• WRITTEN INSTRUCTION:
Search the listing below for the string "index" and copy every line where it occurs.

• PROVIDED MATERIAL:
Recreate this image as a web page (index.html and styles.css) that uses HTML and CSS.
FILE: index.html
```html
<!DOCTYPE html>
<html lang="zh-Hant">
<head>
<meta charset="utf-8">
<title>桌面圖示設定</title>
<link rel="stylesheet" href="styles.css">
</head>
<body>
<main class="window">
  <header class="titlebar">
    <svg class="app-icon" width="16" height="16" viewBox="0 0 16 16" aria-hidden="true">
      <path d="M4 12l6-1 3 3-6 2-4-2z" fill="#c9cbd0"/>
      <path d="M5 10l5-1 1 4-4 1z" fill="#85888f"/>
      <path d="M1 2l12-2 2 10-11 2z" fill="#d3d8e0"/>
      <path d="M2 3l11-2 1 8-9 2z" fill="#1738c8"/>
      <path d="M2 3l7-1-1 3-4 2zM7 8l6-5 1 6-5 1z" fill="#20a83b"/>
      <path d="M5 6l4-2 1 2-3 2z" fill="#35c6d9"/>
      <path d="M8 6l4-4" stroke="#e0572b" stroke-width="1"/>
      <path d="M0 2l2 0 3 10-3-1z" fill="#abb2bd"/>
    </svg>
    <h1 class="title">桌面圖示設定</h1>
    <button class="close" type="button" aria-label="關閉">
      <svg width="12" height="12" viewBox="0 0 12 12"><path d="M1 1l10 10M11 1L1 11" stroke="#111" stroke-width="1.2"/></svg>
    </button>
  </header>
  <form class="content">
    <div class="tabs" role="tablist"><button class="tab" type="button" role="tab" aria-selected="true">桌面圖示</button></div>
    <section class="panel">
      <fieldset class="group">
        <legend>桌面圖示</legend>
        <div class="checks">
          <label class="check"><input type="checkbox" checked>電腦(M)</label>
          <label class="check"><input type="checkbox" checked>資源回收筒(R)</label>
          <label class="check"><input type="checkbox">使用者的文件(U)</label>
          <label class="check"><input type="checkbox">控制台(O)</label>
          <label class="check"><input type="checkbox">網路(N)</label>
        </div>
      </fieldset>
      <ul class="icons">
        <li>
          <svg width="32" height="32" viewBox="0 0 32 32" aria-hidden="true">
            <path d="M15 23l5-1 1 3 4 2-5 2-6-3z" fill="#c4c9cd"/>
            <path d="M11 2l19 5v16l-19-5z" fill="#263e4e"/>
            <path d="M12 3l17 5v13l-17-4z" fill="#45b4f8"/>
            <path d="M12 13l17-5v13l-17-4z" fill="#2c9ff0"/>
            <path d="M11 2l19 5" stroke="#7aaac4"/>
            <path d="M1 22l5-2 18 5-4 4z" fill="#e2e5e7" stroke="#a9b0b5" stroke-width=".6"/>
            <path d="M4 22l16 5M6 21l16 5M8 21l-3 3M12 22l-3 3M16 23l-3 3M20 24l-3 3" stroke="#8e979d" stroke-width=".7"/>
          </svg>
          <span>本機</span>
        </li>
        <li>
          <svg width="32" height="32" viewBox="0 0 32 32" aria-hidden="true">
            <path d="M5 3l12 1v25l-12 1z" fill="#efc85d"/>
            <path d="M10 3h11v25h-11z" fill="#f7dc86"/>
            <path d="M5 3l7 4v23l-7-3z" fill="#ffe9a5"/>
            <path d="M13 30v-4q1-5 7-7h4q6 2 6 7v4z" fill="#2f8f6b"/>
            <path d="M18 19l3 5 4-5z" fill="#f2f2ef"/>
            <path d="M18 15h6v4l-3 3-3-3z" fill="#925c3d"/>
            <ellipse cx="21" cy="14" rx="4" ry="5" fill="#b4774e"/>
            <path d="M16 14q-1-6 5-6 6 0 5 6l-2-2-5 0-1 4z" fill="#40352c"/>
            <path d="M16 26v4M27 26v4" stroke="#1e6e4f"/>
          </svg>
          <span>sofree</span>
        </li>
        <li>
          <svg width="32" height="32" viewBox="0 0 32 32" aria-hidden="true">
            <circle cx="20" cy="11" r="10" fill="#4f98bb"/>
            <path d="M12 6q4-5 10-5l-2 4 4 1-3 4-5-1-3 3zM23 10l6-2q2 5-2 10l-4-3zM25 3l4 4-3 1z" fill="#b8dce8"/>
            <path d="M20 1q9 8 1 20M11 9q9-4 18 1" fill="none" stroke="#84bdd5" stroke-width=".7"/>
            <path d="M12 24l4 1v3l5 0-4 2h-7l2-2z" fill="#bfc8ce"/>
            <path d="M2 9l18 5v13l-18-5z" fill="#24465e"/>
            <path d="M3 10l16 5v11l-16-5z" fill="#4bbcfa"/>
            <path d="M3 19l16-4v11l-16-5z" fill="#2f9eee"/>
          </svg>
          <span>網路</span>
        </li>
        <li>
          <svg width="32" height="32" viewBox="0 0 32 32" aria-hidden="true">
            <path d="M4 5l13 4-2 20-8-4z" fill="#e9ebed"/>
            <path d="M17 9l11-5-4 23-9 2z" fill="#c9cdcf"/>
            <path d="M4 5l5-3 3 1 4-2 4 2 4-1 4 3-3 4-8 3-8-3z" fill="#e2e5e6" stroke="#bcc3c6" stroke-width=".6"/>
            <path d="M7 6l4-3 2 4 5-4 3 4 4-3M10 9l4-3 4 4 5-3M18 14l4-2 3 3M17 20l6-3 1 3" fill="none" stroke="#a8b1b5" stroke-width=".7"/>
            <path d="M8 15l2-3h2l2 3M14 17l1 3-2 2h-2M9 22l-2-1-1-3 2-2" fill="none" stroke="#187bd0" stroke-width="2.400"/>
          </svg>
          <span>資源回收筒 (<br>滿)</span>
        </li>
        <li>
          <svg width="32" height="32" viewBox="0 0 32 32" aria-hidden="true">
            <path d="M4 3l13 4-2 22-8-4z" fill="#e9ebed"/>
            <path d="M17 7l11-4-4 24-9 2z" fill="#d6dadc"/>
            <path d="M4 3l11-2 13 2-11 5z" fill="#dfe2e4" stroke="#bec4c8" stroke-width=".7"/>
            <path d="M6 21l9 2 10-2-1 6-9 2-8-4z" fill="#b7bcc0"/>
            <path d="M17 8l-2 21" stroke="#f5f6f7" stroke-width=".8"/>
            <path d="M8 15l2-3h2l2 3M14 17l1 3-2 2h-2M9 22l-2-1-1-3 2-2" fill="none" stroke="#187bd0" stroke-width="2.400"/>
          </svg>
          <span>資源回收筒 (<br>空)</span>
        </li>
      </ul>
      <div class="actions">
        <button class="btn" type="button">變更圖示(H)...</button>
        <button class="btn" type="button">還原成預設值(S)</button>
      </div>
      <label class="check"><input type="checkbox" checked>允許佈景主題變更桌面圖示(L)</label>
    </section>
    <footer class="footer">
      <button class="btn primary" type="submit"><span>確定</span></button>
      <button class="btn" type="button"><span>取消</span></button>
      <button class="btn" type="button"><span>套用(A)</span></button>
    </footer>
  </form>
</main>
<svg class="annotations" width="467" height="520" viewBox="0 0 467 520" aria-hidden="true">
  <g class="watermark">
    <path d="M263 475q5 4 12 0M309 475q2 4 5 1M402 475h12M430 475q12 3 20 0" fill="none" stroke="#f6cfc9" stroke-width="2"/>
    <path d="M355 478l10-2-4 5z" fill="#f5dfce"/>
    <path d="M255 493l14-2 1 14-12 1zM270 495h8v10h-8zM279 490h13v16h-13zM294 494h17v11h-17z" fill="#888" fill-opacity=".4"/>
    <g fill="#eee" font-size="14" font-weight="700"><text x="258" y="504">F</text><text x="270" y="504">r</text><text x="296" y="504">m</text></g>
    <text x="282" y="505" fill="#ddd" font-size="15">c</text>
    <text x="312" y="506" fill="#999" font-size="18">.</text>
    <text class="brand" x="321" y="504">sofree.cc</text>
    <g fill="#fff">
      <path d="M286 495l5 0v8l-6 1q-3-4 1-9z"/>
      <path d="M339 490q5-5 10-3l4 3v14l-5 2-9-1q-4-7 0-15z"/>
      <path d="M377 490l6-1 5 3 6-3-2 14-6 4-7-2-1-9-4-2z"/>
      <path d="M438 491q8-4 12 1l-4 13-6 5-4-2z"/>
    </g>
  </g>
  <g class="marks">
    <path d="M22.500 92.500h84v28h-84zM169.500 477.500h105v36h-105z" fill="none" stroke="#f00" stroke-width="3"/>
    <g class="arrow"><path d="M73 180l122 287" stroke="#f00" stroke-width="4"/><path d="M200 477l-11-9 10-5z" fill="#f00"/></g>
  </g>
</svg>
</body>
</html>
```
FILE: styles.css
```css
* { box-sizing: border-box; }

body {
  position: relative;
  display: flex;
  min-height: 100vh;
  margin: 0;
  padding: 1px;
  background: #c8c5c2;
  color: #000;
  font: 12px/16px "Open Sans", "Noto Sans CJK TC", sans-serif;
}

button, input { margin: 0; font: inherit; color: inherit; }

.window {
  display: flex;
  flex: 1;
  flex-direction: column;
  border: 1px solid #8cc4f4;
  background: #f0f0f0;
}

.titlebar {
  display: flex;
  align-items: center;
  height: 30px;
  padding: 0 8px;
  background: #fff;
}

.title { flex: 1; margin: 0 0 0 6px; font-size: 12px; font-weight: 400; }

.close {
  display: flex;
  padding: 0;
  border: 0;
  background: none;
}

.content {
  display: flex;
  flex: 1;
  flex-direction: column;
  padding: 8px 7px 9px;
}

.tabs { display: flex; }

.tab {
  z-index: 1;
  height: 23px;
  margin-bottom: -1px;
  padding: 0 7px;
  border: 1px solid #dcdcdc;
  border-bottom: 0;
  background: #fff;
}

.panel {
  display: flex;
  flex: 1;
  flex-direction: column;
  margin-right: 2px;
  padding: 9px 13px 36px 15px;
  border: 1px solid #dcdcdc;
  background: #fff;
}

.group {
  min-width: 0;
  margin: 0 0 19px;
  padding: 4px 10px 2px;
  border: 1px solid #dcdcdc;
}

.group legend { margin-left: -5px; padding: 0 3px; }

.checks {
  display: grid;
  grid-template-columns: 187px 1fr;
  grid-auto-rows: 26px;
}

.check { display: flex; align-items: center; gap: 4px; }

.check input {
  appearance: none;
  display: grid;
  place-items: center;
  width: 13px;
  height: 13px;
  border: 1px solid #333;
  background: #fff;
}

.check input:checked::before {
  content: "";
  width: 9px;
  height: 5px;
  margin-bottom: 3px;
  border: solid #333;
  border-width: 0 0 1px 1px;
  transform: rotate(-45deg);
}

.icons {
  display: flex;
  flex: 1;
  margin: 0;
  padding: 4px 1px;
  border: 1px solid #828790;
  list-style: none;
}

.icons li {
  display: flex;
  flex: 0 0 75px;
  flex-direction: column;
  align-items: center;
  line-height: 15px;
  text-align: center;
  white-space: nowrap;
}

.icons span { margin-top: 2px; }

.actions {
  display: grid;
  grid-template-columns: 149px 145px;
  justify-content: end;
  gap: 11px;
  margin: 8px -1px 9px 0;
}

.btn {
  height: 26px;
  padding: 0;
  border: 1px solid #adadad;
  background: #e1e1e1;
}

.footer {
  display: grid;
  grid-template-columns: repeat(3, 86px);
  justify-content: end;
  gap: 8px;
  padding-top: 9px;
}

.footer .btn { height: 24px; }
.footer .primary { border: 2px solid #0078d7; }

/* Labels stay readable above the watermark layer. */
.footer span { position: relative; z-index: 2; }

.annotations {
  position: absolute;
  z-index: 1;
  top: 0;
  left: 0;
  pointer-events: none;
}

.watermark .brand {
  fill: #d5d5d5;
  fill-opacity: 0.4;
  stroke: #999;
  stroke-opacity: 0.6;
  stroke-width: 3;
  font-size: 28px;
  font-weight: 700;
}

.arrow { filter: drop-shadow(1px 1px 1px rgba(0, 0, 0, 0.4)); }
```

• SOLUTION FOR THIS TASK:
Recreate this image as a web page (index.html and styles.css) that uses HTML and CSS.
FILE: index.html
  z-index: 1;
.footer span { position: relative; z-index: 2; }
  z-index: 1;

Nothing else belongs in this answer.